En conséquence, les marges risquent d’être plus serrées cette année, quoique toujours positives. Cela dit, l’effet des changements climatiques semble se faire sentir par une multiplication des événements météo extrêmes, un risque à garder en tête à plus long terme pour les investisseurs. «Au Québec, cette année, il y a eu beaucoup de pluie, dit Vincent Cloutier. Le maïs et le soja s’en sortiront bien, mais les maraîchers vivent une saison un peu plus difficile.» 

Vincent Cloutier, vice-président associé et conseiller principal de la Division de l’agriculture à la Banque Nationale (Photo: courtoisie)

 

Du porc et du poulet

Sur le marché du porc, on parle de décroissance. Les producteurs tentent de réduire leur production de façon à s’adapter à la demande des abattoirs, qui elle aussi est en baisse.

«L’hiver dernier, il semblait que l’on s’alignait pour diminuer la production de 1 million de porcs, mais actuellement, on vise davantage une baisse d’un demi-million, soit de 7 millions à 6,5 millions », dit Vincent Cloutier.

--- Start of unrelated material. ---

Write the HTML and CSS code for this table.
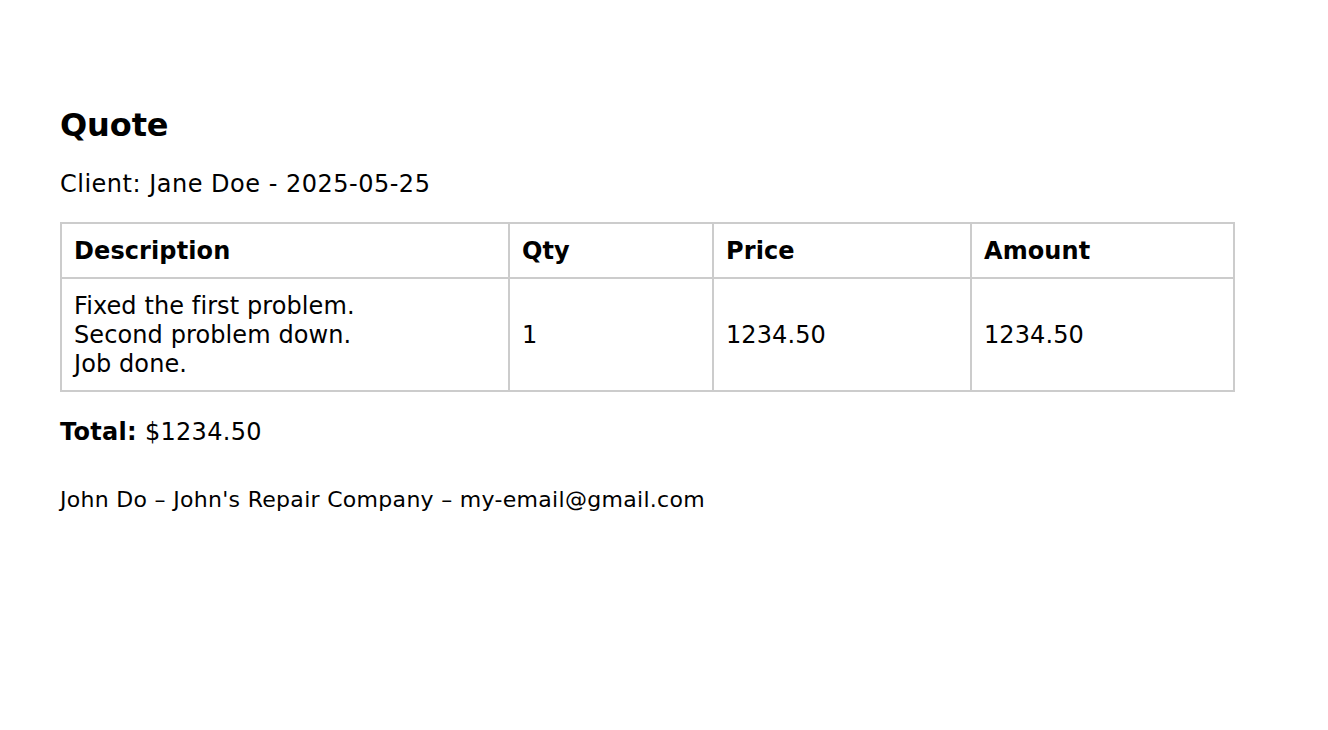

Le secteur a été aidé par un marché international qui a repris de la vigueur alors que le prix des moulées a baissé. «Ç’a mis un baume sur les plaies du secteur», dit le vice-président. 

Quant aux productions sous gestion de l’offre, comme le lait et le poulet, on parle d’un marché au beau fixe. «La gestion de l’offre fait son travail et procure une certaine stabilité au secteur, dit Vincent Cloutier. Le prix du lait a diminué de 4% à la ferme, mais dans l’ensemble, le secteur est plus stable que celui du porc ou du grain.»

 

Des défis à prendre par les cornes

Intense en capital, le secteur de l’agriculture requiert de 7$ à 9$ d’actifs (terres, bâtiments, machines) pour générer 1$ de revenu, selon Statistique Canada. La hausse des taux d’intérêt est donc le sujet de l’heure pour les producteurs, qui jouent de prudence: les investissements ont ralenti dans le secteur en 2023, qui n’est pas une année florissante sur ce plan.

Sur une note plus positive, les perspectives du secteur au pays restent bonnes à plus long terme. La population mondiale croît et le Canada est un exportateur net de produits agroalimentaires. Si la compétition est féroce — les États-Unis et le Brésil, notamment, veulent aussi profiter de ces occasions —, le pays demeure bien positionné sur les marchés internationaux. 

L’industrie serricole, en particulier, pourrait bien performer, estime Jonathan Jobin, directeur principal de l’investissement en agroalimentaire à Investissement Québec. «L’incertitude climatique favorise la culture en serre, et Québec veut soutenir cette industrie. Pour notre part, c’est un secteur que l’on suit de près et que l’on continuera d’encourager.»

 

Comment investir?

Pour les investisseurs intéressés par le secteur, les experts sont d’accord sur une chose: celui-ci continue d’être intéressant à long terme. Résilient de nature, puisqu’il faut bien se nourrir même si l’économie fluctue, l’agroalimentaire devrait continuer de bien performer sur un long horizon.

«Je suis convaincu que c’est un secteur porteur qui présente des caractéristiques intéressantes pour l’investissement à long terme», dit Jonathan Jobin. En transformation alimentaire, en particulier, des améliorations importantes de productivité restent possibles, une source solide de création de valeur. 

Vincent Cloutier, par exemple, suggère de cibler les entreprises qui ont déjà fait un bon travail sur le plan de l’automatisation de leurs opérations. «Elles sont ainsi mieux équipées pour faire face à la pénurie de main-d’œuvre», dit-il. 

Quant aux changements climatiques, l’agronome rappelle que certaines régions seront plus affectées que d’autres. Par conséquent, les entreprises qui y sont actives pourraient voir leurs affaires disproportionnellement touchées. Il pointe notamment le sud-ouest des États-Unis, qui est aux prises avec des problèmes d’approvisionnement en eau depuis des années déjà. Avec les épisodes de sécheresse qui se multiplient, les entreprises agricoles de la région pourraient donc être désavantagées par rapport à leurs concurrentes d’ailleurs au pays, ou dans le monde.

«Les événements climatiques extrêmes risquent de se multiplier au cours des années qui viennent, et c’est un risque évident pour l’agriculture d’ici et d’ailleurs, dit Vincent Cloutier. C’est donc un facteur à considérer dans le choix d’entreprise.» 

Jonathan Jobin estime qu’il est aussi important de réfléchir à la capacité d’endettement et de paiement des intérêts des sociétés. La clé, selon lui, est de mesurer la solidité du bilan et la génération de flux monétaires.